Task description: Without the pictures, print each of the records below exactly as it appears.
— Start of Dataset records —
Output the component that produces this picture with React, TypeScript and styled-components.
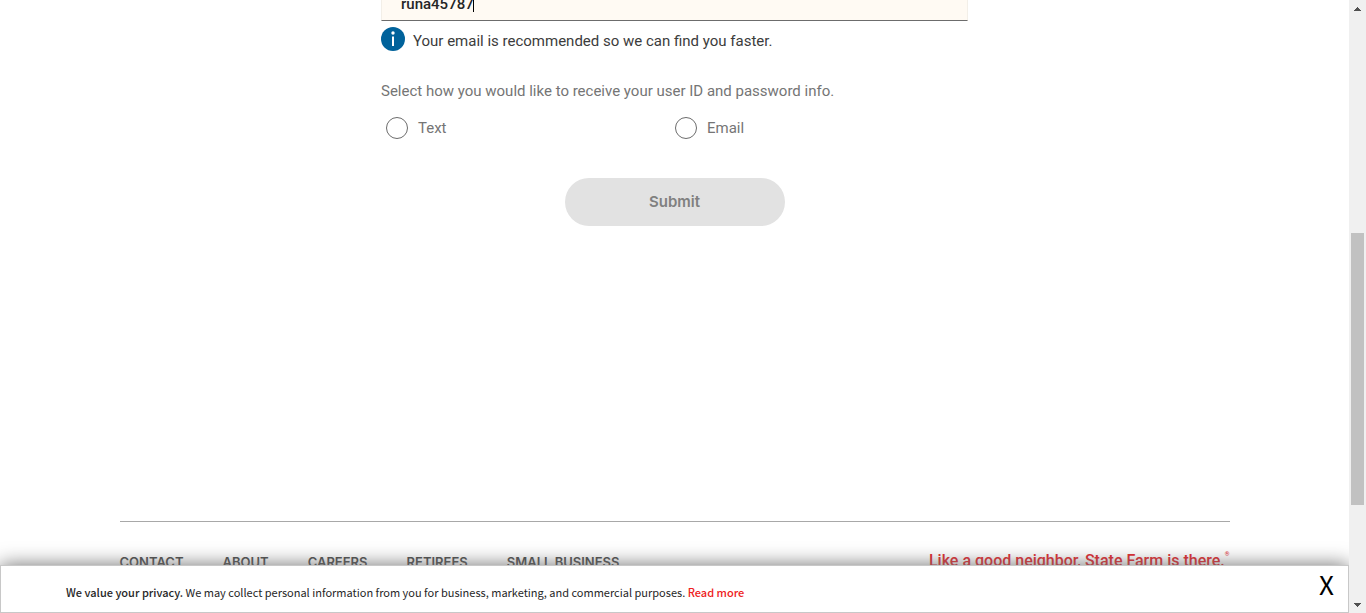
import React from "react";
import styled, { createGlobalStyle } from "styled-components";

const GlobalStyle = createGlobalStyle`
  *, *::before, *::after { box-sizing: border-box; }
  body {
    margin: 0;
    background: #fff;
    overflow: hidden;
    font-family: Roboto, "Liberation Sans", sans-serif;
  }
`;

const Shell = styled.div`
  display: flex;
  height: 100vh;
`;

const Page = styled.div`
  position: relative;
  flex: 1;
  min-width: 0;
  overflow: hidden;
`;

const Form = styled.form`
  width: 100%;
  max-width: 587px;
  min-height: 556px;
  margin: -35px auto 0;
`;

const Field = styled.div`
  position: relative;
`;

const TextInput = styled.input`
  display: block;
  width: 100%;
  height: 56px;
  padding: 22px 19px 0;
  border: 1px solid #f3efe8;
  border-bottom-color: #6c6c6c;
  border-radius: 0;
  outline: none;
  background: #fffaf3;
  color: #262626;
  font: 500 15px/20px Roboto, "Liberation Sans", sans-serif;
`;

const Caret = styled.span`
  position: absolute;
  left: 92px;
  bottom: 9px;
  width: 1px;
  height: 18px;
  background: #000;
`;

const Hint = styled.p`
  display: flex;
  align-items: flex-start;
  gap: 8px;
  margin: 6px 0 0;
  color: #3c3c3c;
  font-size: 15px;
  line-height: 28px;
`;

const InfoIcon = styled.svg`
  flex: none;
  width: 24px;
  height: 24px;
`;

const Choices = styled.fieldset`
  display: grid;
  grid-template-columns: 1fr 1fr;
  margin: 24px 0 0;
  padding: 0 9px 0 0;
  border: 0;
  color: #757575;
  font-size: 15px;
  line-height: 24px;
`;

const Legend = styled.legend`
  margin-bottom: 13px;
  padding: 0;
`;

const Choice = styled.label`
  display: flex;
  gap: 10px;
  align-items: center;
  padding-left: 5px;
`;

const Radio = styled.input`
  appearance: none;
  flex: none;
  width: 22px;
  height: 22px;
  margin: 0;
  border: 1px solid #6c6c6c;
  border-radius: 50%;
  background: #fff;
`;

const Submit = styled.button`
  display: block;
  width: 220px;
  height: 48px;
  margin: 38px auto 0;
  border: 0;
  border-radius: 24px;
  background: #e2e2e2;
  color: #808080;
  font: 600 15px/24px Inter, "Liberation Sans", sans-serif;
`;

const Footer = styled.footer`
  display: flex;
  justify-content: space-between;
  align-items: flex-start;
  max-width: 1110px;
  margin: 0 auto;
  padding-top: 28px;
  border-top: 1px solid #a8a8a8;
`;

const FooterNav = styled.nav`
  display: flex;
  gap: 39px;
  padding-top: 2px;
`;

const FooterLink = styled.a`
  color: #4a4a4a;
  font: 600 13px/20px Inter, "Liberation Sans", sans-serif;
  text-decoration: none;
`;

const Slogan = styled.p`
  display: flex;
  margin: 0;
  color: #e0262b;
  font-size: 16px;
  font-weight: 500;
  line-height: 22px;
`;

const Registered = styled.span`
  font-size: 6px;
  font-weight: 400;
  line-height: 8px;
`;

const Banner = styled.aside`
  position: absolute;
  right: 0;
  bottom: 0;
  left: 0;
  display: flex;
  align-items: flex-start;
  justify-content: space-between;
  height: 48px;
  padding: 0 14px 0 65px;
  border: 1px solid #c8c8c8;
  background: #fff;
  box-shadow: 0 0 20px #707070;
  font-family: "Noto Sans CJK SC", "Noto Sans", sans-serif;
`;

const BannerText = styled.p`
  margin: 0;
  padding-top: 17px;
  color: #262626;
  font-size: 11px;
  line-height: 18px;
`;

const Strong = styled.strong`
  font-weight: 500;
`;

const ReadMore = styled.a`
  color: #ee2222;
  font-weight: 500;
  text-decoration: none;
`;

const Close = styled.button`
  padding: 0;
  border: 0;
  background: none;
  color: #000;
  font: 400 26px/36px "Noto Sans CJK SC", "Noto Sans", sans-serif;
`;

const Scrollbar = styled.div`
  display: grid;
  grid-template-rows: 17px 216fr 272fr 91fr 17px;
  justify-items: center;
  align-items: center;
  flex: none;
  width: 17px;
  background: #f0f0f0;
`;

const Thumb = styled.div`
  grid-row: 3;
  width: 13px;
  height: 100%;
  background: #c1c1c1;
`;

const Arrow = styled.svg<{ $row: number }>`
  grid-row: ${(p) => p.$row};
  width: 7px;
  height: 4px;
  fill: #505050;
`;

const links = ["CONTACT", "ABOUT", "CAREERS", "RETIREES", "SMALL BUSINESS"];

export default function App() {
  return (
    <>
      <GlobalStyle />
      <Shell>
        <Page>
          <Form onSubmit={(e) => e.preventDefault()}>
            <Field>
              <TextInput type="text" aria-label="Email" defaultValue="runa45787" />
              <Caret />
            </Field>
            <Hint>
              <InfoIcon viewBox="0 0 24 24" aria-hidden="true">
                <circle cx="12" cy="12" r="12" fill="#00629b" />
                <circle cx="12" cy="6" r="1.7" fill="#fff" />
                <rect x="11" y="9.5" width="2" height="9.5" fill="#fff" />
              </InfoIcon>
              Your email is recommended so we can find you faster.
            </Hint>
            <Choices>
              <Legend>Select how you would like to receive your user ID and password info.</Legend>
              <Choice>
                <Radio type="radio" name="delivery" value="text" />
                Text
              </Choice>
              <Choice>
                <Radio type="radio" name="delivery" value="email" />
                Email
              </Choice>
            </Choices>
            <Submit type="submit" disabled>
              Submit
            </Submit>
          </Form>
          <Footer>
            <FooterNav aria-label="Footer">
              {links.map((label) => (
                <FooterLink href="#" key={label}>
                  {label}
                </FooterLink>
              ))}
            </FooterNav>
            <Slogan>
              Like a good neighbor, State Farm is there.
              <Registered>®</Registered>
            </Slogan>
          </Footer>
          <Banner aria-label="Privacy notice">
            <BannerText>
              <Strong>We value your privacy.</Strong> We may collect personal information from you for
              business, marketing, and commercial purposes. <ReadMore href="#">Read more</ReadMore>
            </BannerText>
            <Close type="button">X</Close>
          </Banner>
        </Page>
        <Scrollbar aria-hidden="true">
          <Arrow $row={1} viewBox="0 0 7 4">
            <path d="M3 0h1v1h1v1h1v1h1v1H0V3h1V2h1V1h1z" />
          </Arrow>
          <Thumb />
          <Arrow $row={5} viewBox="0 0 7 4">
            <path d="M0 0h7v1H6v1H5v1H4v1H3V3H2V2H1V1H0z" />
          </Arrow>
        </Scrollbar>
      </Shell>
    </>
  );
}
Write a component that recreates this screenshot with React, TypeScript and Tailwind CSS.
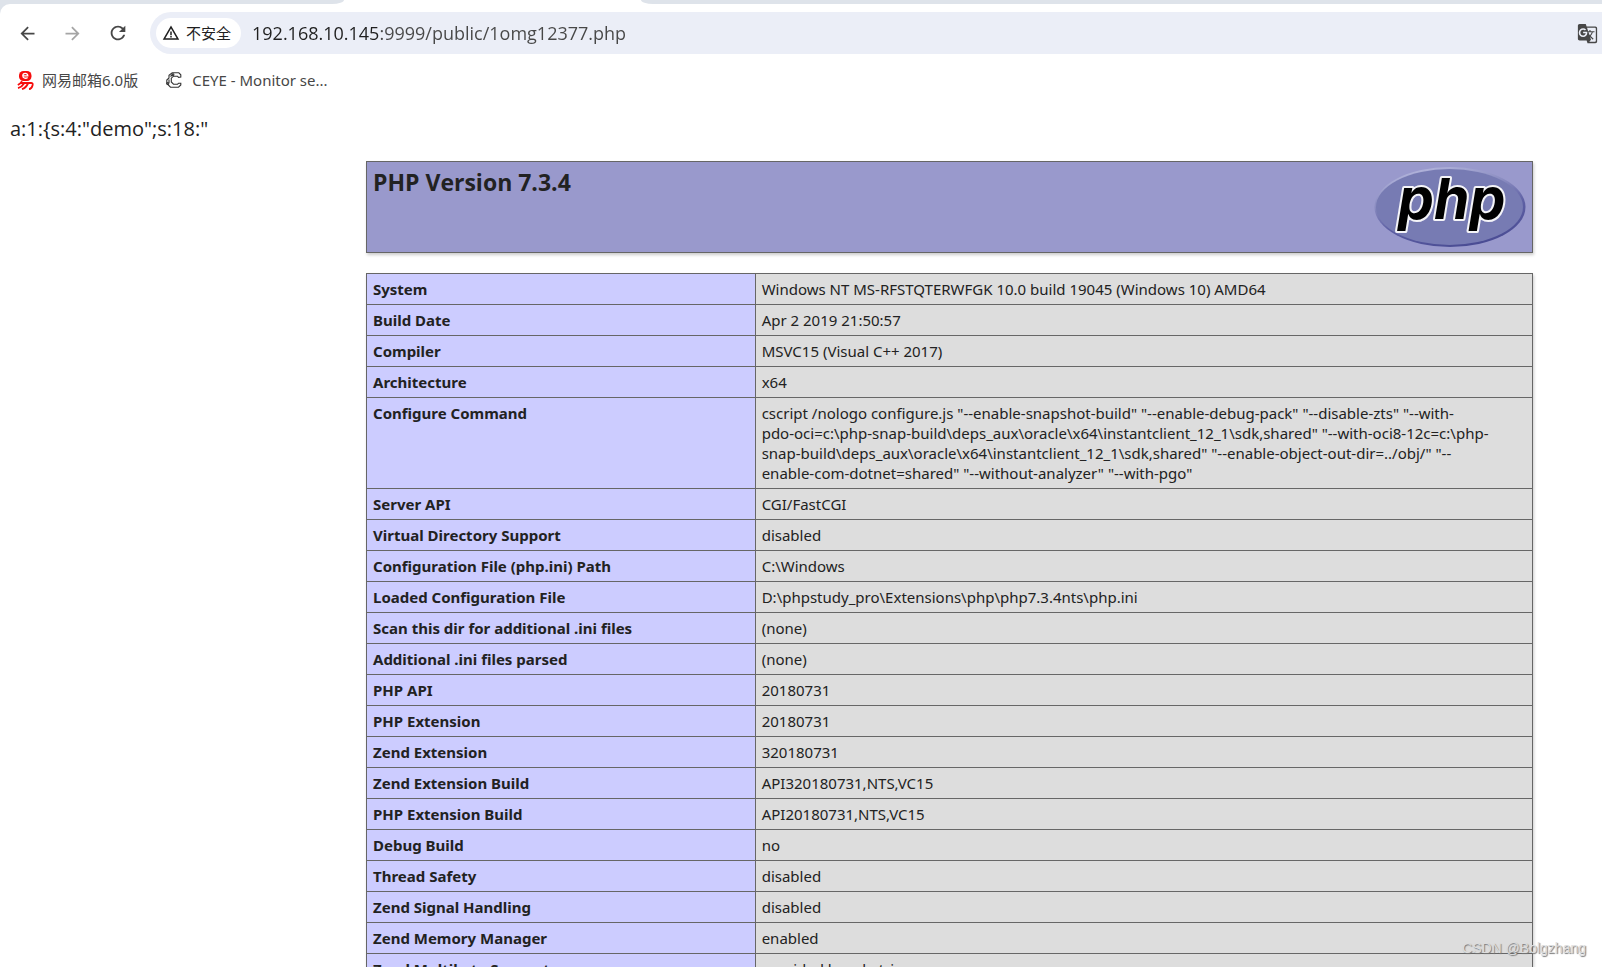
— End of Dataset records —
Answer for this exercise:
Output the component that produces this picture with React, TypeScript and styled-components.
import React from "react";
import styled, { createGlobalStyle } from "styled-components";

const GlobalStyle = createGlobalStyle`
  *, *::before, *::after { box-sizing: border-box; }
  body {
    margin: 0;
    background: #fff;
    overflow: hidden;
    font-family: Roboto, "Liberation Sans", sans-serif;
  }
`;

const Shell = styled.div`
  display: flex;
  height: 100vh;
`;

const Page = styled.div`
  position: relative;
  flex: 1;
  min-width: 0;
  overflow: hidden;
`;

const Form = styled.form`
  width: 100%;
  max-width: 587px;
  min-height: 556px;
  margin: -35px auto 0;
`;

const Field = styled.div`
  position: relative;
`;

const TextInput = styled.input`
  display: block;
  width: 100%;
  height: 56px;
  padding: 22px 19px 0;
  border: 1px solid #f3efe8;
  border-bottom-color: #6c6c6c;
  border-radius: 0;
  outline: none;
  background: #fffaf3;
  color: #262626;
  font: 500 15px/20px Roboto, "Liberation Sans", sans-serif;
`;

const Caret = styled.span`
  position: absolute;
  left: 92px;
  bottom: 9px;
  width: 1px;
  height: 18px;
  background: #000;
`;

const Hint = styled.p`
  display: flex;
  align-items: flex-start;
  gap: 8px;
  margin: 6px 0 0;
  color: #3c3c3c;
  font-size: 15px;
  line-height: 28px;
`;

const InfoIcon = styled.svg`
  flex: none;
  width: 24px;
  height: 24px;
`;

const Choices = styled.fieldset`
  display: grid;
  grid-template-columns: 1fr 1fr;
  margin: 24px 0 0;
  padding: 0 9px 0 0;
  border: 0;
  color: #757575;
  font-size: 15px;
  line-height: 24px;
`;

const Legend = styled.legend`
  margin-bottom: 13px;
  padding: 0;
`;

const Choice = styled.label`
  display: flex;
  gap: 10px;
  align-items: center;
  padding-left: 5px;
`;

const Radio = styled.input`
  appearance: none;
  flex: none;
  width: 22px;
  height: 22px;
  margin: 0;
  border: 1px solid #6c6c6c;
  border-radius: 50%;
  background: #fff;
`;

const Submit = styled.button`
  display: block;
  width: 220px;
  height: 48px;
  margin: 38px auto 0;
  border: 0;
  border-radius: 24px;
  background: #e2e2e2;
  color: #808080;
  font: 600 15px/24px Inter, "Liberation Sans", sans-serif;
`;

const Footer = styled.footer`
  display: flex;
  justify-content: space-between;
  align-items: flex-start;
  max-width: 1110px;
  margin: 0 auto;
  padding-top: 28px;
  border-top: 1px solid #a8a8a8;
`;

const FooterNav = styled.nav`
  display: flex;
  gap: 39px;
  padding-top: 2px;
`;

const FooterLink = styled.a`
  color: #4a4a4a;
  font: 600 13px/20px Inter, "Liberation Sans", sans-serif;
  text-decoration: none;
`;

const Slogan = styled.p`
  display: flex;
  margin: 0;
  color: #e0262b;
  font-size: 16px;
  font-weight: 500;
  line-height: 22px;
`;

const Registered = styled.span`
  font-size: 6px;
  font-weight: 400;
  line-height: 8px;
`;

const Banner = styled.aside`
  position: absolute;
  right: 0;
  bottom: 0;
  left: 0;
  display: flex;
  align-items: flex-start;
  justify-content: space-between;
  height: 48px;
  padding: 0 14px 0 65px;
  border: 1px solid #c8c8c8;
  background: #fff;
  box-shadow: 0 0 20px #707070;
  font-family: "Noto Sans CJK SC", "Noto Sans", sans-serif;
`;

const BannerText = styled.p`
  margin: 0;
  padding-top: 17px;
  color: #262626;
  font-size: 11px;
  line-height: 18px;
`;

const Strong = styled.strong`
  font-weight: 500;
`;

const ReadMore = styled.a`
  color: #ee2222;
  font-weight: 500;
  text-decoration: none;
`;

const Close = styled.button`
  padding: 0;
  border: 0;
  background: none;
  color: #000;
  font: 400 26px/36px "Noto Sans CJK SC", "Noto Sans", sans-serif;
`;

const Scrollbar = styled.div`
  display: grid;
  grid-template-rows: 17px 216fr 272fr 91fr 17px;
  justify-items: center;
  align-items: center;
  flex: none;
  width: 17px;
  background: #f0f0f0;
`;

const Thumb = styled.div`
  grid-row: 3;
  width: 13px;
  height: 100%;
  background: #c1c1c1;
`;

const Arrow = styled.svg<{ $row: number }>`
  grid-row: ${(p) => p.$row};
  width: 7px;
  height: 4px;
  fill: #505050;
`;

const links = ["CONTACT", "ABOUT", "CAREERS", "RETIREES", "SMALL BUSINESS"];

export default function App() {
  return (
    <>
      <GlobalStyle />
      <Shell>
        <Page>
          <Form onSubmit={(e) => e.preventDefault()}>
            <Field>
              <TextInput type="text" aria-label="Email" defaultValue="runa45787" />
              <Caret />
            </Field>
            <Hint>
              <InfoIcon viewBox="0 0 24 24" aria-hidden="true">
                <circle cx="12" cy="12" r="12" fill="#00629b" />
                <circle cx="12" cy="6" r="1.7" fill="#fff" />
                <rect x="11" y="9.5" width="2" height="9.5" fill="#fff" />
              </InfoIcon>
              Your email is recommended so we can find you faster.
            </Hint>
            <Choices>
              <Legend>Select how you would like to receive your user ID and password info.</Legend>
              <Choice>
                <Radio type="radio" name="delivery" value="text" />
                Text
              </Choice>
              <Choice>
                <Radio type="radio" name="delivery" value="email" />
                Email
              </Choice>
            </Choices>
            <Submit type="submit" disabled>
              Submit
            </Submit>
          </Form>
          <Footer>
            <FooterNav aria-label="Footer">
              {links.map((label) => (
                <FooterLink href="#" key={label}>
                  {label}
                </FooterLink>
              ))}
            </FooterNav>
            <Slogan>
              Like a good neighbor, State Farm is there.
              <Registered>®</Registered>
            </Slogan>
          </Footer>
          <Banner aria-label="Privacy notice">
            <BannerText>
              <Strong>We value your privacy.</Strong> We may collect personal information from you for
              business, marketing, and commercial purposes. <ReadMore href="#">Read more</ReadMore>
            </BannerText>
            <Close type="button">X</Close>
          </Banner>
        </Page>
        <Scrollbar aria-hidden="true">
          <Arrow $row={1} viewBox="0 0 7 4">
            <path d="M3 0h1v1h1v1h1v1h1v1H0V3h1V2h1V1h1z" />
          </Arrow>
          <Thumb />
          <Arrow $row={5} viewBox="0 0 7 4">
            <path d="M0 0h7v1H6v1H5v1H4v1H3V3H2V2H1V1H0z" />
          </Arrow>
        </Scrollbar>
      </Shell>
    </>
  );
}
Write a component that recreates this screenshot with React, TypeScript and Tailwind CSS.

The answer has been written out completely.